OBJECTIVE » Scan the data below for the string "size". Copy every line where it appears.

====== SUPPLIED DATA ======

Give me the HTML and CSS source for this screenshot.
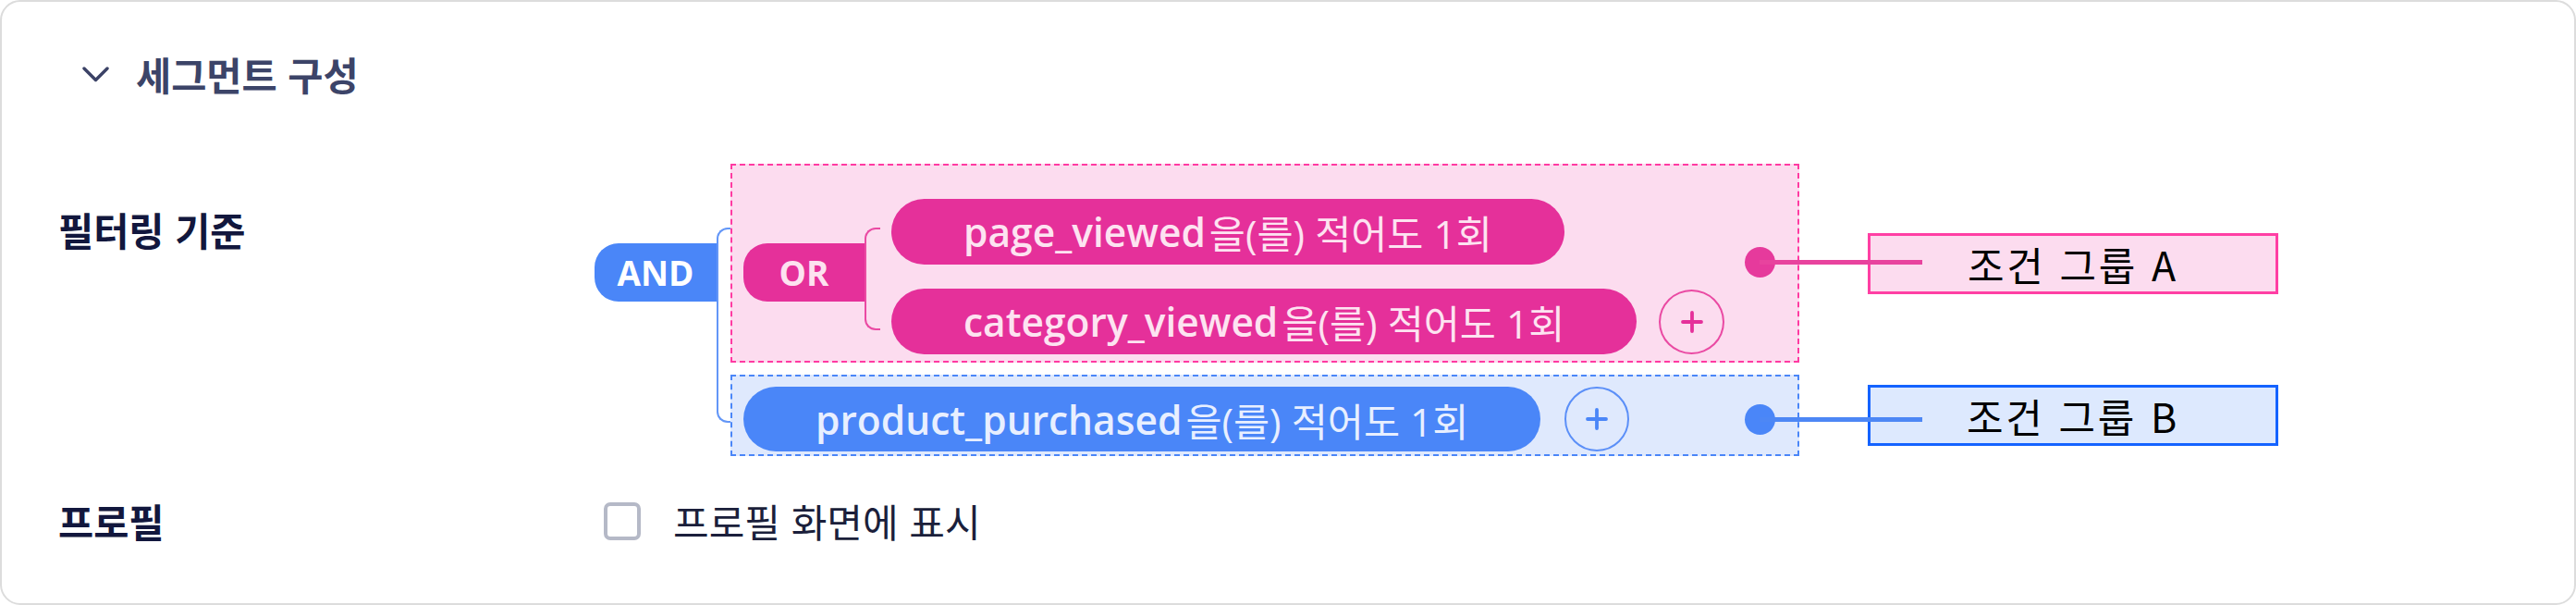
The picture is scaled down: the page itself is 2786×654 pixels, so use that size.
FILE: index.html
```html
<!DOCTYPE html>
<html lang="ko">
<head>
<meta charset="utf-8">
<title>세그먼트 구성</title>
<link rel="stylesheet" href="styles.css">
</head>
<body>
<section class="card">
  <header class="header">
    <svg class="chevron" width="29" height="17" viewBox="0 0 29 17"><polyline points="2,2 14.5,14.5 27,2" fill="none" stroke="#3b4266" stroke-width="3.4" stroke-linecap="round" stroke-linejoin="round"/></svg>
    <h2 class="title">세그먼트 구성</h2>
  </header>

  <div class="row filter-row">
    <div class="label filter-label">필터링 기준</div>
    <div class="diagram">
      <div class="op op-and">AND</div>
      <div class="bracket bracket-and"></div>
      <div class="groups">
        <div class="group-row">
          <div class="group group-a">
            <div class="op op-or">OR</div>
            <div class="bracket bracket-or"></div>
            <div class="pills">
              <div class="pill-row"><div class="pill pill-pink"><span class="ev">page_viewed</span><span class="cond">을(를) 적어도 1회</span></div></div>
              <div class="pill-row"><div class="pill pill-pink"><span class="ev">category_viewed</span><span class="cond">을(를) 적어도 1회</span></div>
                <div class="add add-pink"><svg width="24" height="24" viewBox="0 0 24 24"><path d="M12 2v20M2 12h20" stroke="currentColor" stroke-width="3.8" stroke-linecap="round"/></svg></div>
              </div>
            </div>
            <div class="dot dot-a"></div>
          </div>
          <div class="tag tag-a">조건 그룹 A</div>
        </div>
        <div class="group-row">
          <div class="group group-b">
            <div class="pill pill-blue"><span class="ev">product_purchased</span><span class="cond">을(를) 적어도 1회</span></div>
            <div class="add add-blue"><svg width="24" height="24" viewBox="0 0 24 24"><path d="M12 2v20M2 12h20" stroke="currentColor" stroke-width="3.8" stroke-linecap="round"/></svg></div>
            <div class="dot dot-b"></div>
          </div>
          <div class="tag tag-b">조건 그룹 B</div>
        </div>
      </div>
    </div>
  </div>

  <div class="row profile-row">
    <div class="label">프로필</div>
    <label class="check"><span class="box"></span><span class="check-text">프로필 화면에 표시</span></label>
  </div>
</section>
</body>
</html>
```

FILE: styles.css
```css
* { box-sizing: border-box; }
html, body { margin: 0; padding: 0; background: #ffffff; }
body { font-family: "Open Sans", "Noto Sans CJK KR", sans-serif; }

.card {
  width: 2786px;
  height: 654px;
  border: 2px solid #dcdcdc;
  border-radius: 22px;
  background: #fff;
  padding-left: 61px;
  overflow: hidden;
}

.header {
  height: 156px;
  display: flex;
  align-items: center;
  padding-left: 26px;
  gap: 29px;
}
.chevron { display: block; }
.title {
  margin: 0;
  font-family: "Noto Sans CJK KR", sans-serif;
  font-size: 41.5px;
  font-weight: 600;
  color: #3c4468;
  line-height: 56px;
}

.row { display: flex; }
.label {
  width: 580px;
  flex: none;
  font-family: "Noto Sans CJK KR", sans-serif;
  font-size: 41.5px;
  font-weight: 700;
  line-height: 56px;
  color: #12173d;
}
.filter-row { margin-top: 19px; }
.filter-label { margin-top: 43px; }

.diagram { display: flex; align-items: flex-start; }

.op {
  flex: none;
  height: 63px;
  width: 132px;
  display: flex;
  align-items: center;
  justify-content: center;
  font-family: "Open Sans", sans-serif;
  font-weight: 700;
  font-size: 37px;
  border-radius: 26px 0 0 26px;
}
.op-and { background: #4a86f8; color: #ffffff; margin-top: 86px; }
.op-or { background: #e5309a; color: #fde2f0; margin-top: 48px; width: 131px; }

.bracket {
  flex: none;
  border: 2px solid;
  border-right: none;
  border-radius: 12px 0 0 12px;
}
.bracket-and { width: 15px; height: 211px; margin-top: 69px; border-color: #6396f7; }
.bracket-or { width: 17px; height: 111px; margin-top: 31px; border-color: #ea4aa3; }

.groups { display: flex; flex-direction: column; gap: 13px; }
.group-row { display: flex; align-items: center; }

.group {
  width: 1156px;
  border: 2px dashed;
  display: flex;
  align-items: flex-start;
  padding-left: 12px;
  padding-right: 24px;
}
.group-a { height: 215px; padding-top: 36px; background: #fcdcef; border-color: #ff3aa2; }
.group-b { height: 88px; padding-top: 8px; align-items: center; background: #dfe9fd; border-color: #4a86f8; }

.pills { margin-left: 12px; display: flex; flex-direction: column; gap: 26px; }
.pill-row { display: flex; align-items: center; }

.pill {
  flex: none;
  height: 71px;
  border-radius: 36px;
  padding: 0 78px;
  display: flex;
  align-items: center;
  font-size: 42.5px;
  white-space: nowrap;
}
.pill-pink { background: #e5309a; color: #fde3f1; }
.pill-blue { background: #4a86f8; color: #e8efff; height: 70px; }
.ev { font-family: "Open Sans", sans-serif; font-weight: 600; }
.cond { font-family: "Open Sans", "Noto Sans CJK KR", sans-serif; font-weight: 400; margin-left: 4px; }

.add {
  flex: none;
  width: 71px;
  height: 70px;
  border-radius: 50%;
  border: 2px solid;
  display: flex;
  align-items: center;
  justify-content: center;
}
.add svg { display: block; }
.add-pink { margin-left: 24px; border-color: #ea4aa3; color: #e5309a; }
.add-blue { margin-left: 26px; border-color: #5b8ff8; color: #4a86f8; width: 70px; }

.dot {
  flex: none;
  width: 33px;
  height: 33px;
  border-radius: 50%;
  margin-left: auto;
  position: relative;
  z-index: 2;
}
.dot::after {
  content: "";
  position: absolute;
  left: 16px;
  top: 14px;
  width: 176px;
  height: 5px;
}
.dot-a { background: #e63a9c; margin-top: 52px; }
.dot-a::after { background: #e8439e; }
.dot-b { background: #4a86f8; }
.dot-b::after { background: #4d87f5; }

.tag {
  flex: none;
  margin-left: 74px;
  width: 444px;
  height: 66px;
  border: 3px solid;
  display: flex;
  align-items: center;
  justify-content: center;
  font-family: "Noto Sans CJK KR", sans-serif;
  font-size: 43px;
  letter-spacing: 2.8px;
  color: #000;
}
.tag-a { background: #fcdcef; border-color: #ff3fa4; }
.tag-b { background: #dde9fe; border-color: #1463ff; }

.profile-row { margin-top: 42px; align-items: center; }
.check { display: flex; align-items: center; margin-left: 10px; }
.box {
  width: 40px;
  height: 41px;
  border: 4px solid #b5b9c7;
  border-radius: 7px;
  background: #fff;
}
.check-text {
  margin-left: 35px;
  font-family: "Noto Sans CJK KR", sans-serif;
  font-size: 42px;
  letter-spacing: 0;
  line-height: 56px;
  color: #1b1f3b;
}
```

======

COMPLETED TASK »
The picture is scaled down: the page itself is 2786×654 pixels, so use that size.
  font-size: 41.5px;
  font-size: 41.5px;
  font-size: 37px;
  font-size: 42.5px;
  font-size: 43px;
  font-size: 42px;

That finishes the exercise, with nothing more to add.